Cómo explicar que quedarse sentado en un parque viendo a un perro correr tras un palo también es escribir. Que quedarse esperando que la lluvia pase, con las manos en los bolsillos, también es, hasta cierto punto, escribir.
Aunque sean palabras tristes y enredadas que se queden en algún rincón de la mente por si acaso, por si en algún momento vuelven y sirven de algo, o sean garabatos en una libreta que no serán un poema ni el inicio de un cuento o parte de un capítulo de nada. Aunque sean palabras que no vayan a ser publicadas.
Pensar más allá de la utilidad, del “por qué” o el “para qué”, cuando allí se ocultan intereses, ganancias, transacciones o clics.
Hace poco escuché a un poeta decir que escribe para encontrar mil formas de decir lo mismo: que quiere morir.
En un sistema que pide a gritos cosas nuevas, más ruido, más agitación, más tráfico, escribir sobre lo mismo es una forma de rebelarse.

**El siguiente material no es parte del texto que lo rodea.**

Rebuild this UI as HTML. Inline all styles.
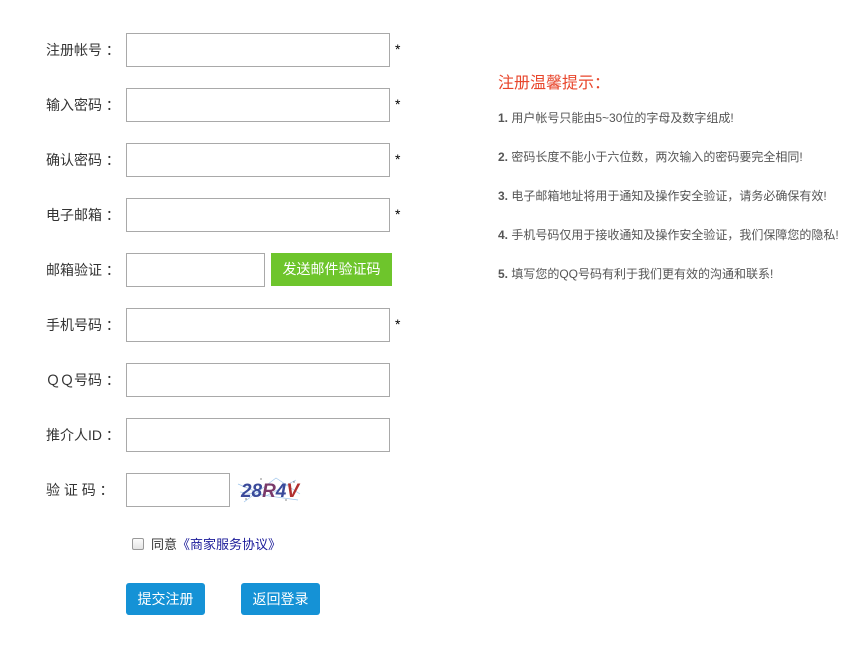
<!DOCTYPE html>
<html><head><meta charset="utf-8"><style>
*{margin:0;padding:0;box-sizing:border-box}
body{width:847px;height:668px;background:#fff;font-family:"Liberation Sans","Noto Sans CJK SC",sans-serif;position:relative;overflow:hidden;color:#333}
.lbl{position:absolute;left:46px;font-size:14px;color:#333;line-height:20px;white-space:pre}
.inp{position:absolute;left:126px;width:264px;height:34px;border:1px solid #a9a9a9;background:#fff}
.star{position:absolute;left:395px;font-size:14px;color:#000}
.btn{position:absolute;top:583px;height:32px;width:79px;background:#1592d6;color:#fff;border-radius:3px;font-size:14px;text-align:center;line-height:32px}
.tip{position:absolute;left:498px;font-size:12px;color:#555;line-height:16px}
.tip b{font-weight:bold;color:#555}
</style></head><body>
<div class="lbl" style="top:40px">注册帐号 ：</div><div class="inp" style="top:33px"></div><div class="star" style="top:41px">*</div>
<div class="lbl" style="top:95px">输入密码 ：</div><div class="inp" style="top:88px"></div><div class="star" style="top:96px">*</div>
<div class="lbl" style="top:150px">确认密码 ：</div><div class="inp" style="top:143px"></div><div class="star" style="top:151px">*</div>
<div class="lbl" style="top:205px">电子邮箱 ：</div><div class="inp" style="top:198px"></div><div class="star" style="top:206px">*</div>
<div class="lbl" style="top:260px">邮箱验证 ：</div><div class="inp" style="top:253px;width:139px"></div>
<div style="position:absolute;left:271px;top:253px;width:121px;height:33px;background:#6ec52c;color:#fff;font-size:14px;text-align:center;line-height:33px">发送邮件验证码</div>
<div class="lbl" style="top:315px">手机号码 ：</div><div class="inp" style="top:308px"></div><div class="star" style="top:316px">*</div>
<div class="lbl" style="top:370px">ＱＱ号码 ：</div><div class="inp" style="top:363px"></div>
<div class="lbl" style="top:425px">推介人ID ：</div><div class="inp" style="top:418px"></div>
<div class="lbl" style="top:480px">验 证 码 ：</div><div class="inp" style="top:473px;width:104px"></div>
<svg style="position:absolute;left:236px;top:474px" width="66" height="32">
<g stroke="#9bc3ea" stroke-width="0.7" fill="none"><path d="M2 10 L30 22 L60 6"/><path d="M8 28 L40 4 L64 20"/><path d="M4 18 L62 26"/></g>
<g fill="#333"><circle cx="10" cy="25" r="0.6"/><circle cx="50" cy="26" r="0.6"/><circle cx="58" cy="8" r="0.6"/><circle cx="25" cy="5" r="0.6"/></g>
<text x="5" y="23" font-family="Liberation Sans" font-style="italic" font-weight="bold" font-size="19" fill="#3a4a9a" textLength="58">28<tspan fill="#7a3a6a">R</tspan><tspan fill="#3a4a9a">4</tspan><tspan fill="#b03030">V</tspan></text>
</svg>
<div style="position:absolute;left:132px;top:538px;width:12px;height:12px;border:1px solid #999;border-radius:2px;background:linear-gradient(#fcfcfc,#e4e4e4)"></div>
<div style="position:absolute;left:151px;top:536px;font-size:13px;line-height:18px;color:#333">同意<span style="color:#1a1a99">《商家服务协议》</span></div>
<div class="btn" style="left:126px">提交注册</div>
<div class="btn" style="left:241px">返回登录</div>
<div style="position:absolute;left:498px;top:74px;font-size:16px;color:#e8462c;line-height:20px">注册温馨提示：</div>
<div class="tip" style="top:110px"><b>1.</b> 用户帐号只能由5~30位的字母及数字组成!</div>
<div class="tip" style="top:149px"><b>2.</b> 密码长度不能小于六位数，两次输入的密码要完全相同!</div>
<div class="tip" style="top:188px"><b>3.</b> 电子邮箱地址将用于通知及操作安全验证，请务必确保有效!</div>
<div class="tip" style="top:227px"><b>4.</b> 手机号码仅用于接收通知及操作安全验证，我们保障您的隐私!</div>
<div class="tip" style="top:266px"><b>5.</b> 填写您的QQ号码有利于我们更有效的沟通和联系!</div>
</body></html>
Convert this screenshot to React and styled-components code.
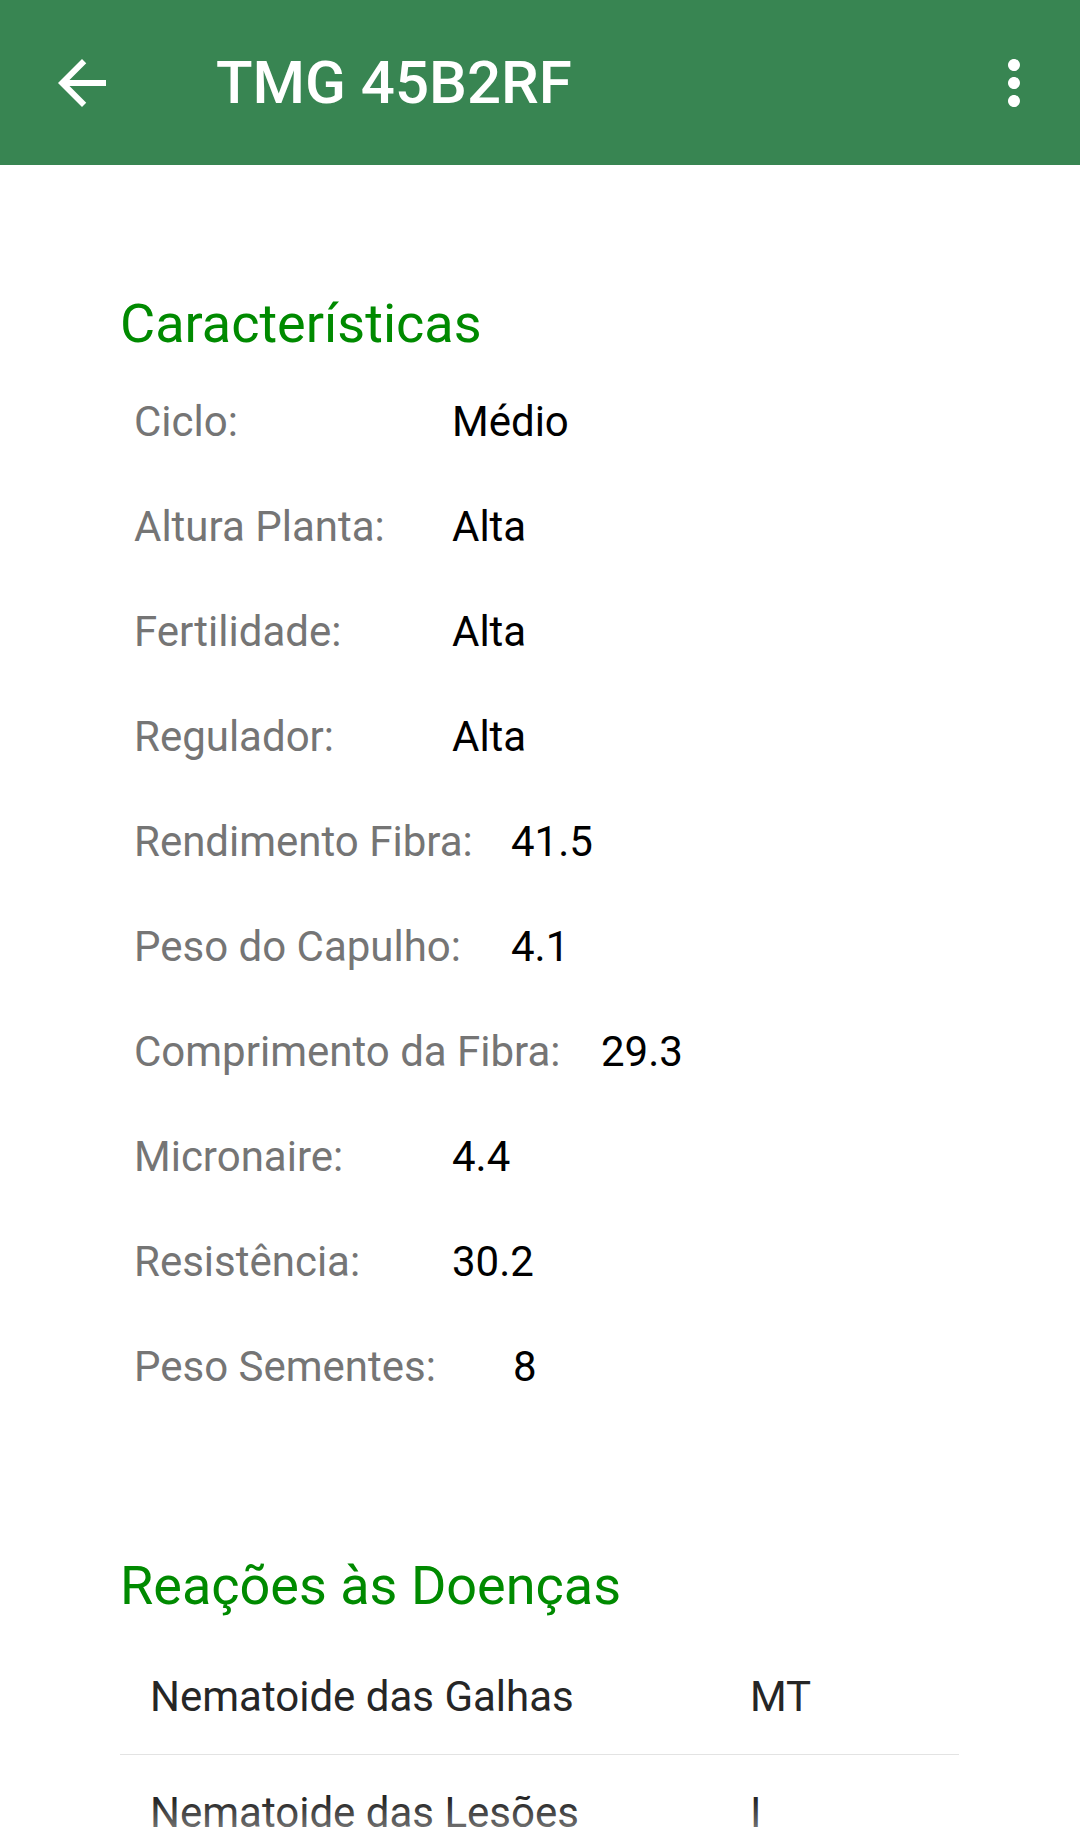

Escribir sobre lo que no vende. La lluvia en un parque, los garabatos en libretas, las ganas de morir.
Es un poco como aquella canción de Fito Páez: habrá que declararse incompetente en todas las materias del mercado. Hacerlo para irse a patear piedritas, a ver la ciudad transitar y a imaginar la historia de las personas que caminan encogiéndose de hombros bajo la lluvia, como tortugas que se esconden en su caparazón.
Habrá que declararse incompetente hasta que los fanáticos de las utilidades comprendan cuán ridículas son sus intenciones de medirlo todo, de compararlo y de comprarlo y venderlo, una y otra vez en una transacción infinita para ganar tres o cuatro pesos más que el vecino y poder mirarlo por encima del hombro.
Podríamos dedicar unas cuantas horas de esa autoexplotación que llamamos productividad para entregarnos a la nada, a la contemplación simple y llana. Podríamos, o deberíamos, tirar a la basura esa imposición de producir y volver lo inútil una trinchera.
Dejar de creer que siempre se escribe para publicar, por ejemplo. O que se toman fotos para subirlas a una red social y cambiarlas por unos cuantos Me gusta. O que se lee para llenar una lista que nadie pide, con títulos acumulados: “leí 37 libros este año, leí 53, leí 71”.
O, también, que se camina para ir a alguna parte. Porque a veces se camina solo para recordar que tenemos a dónde volver.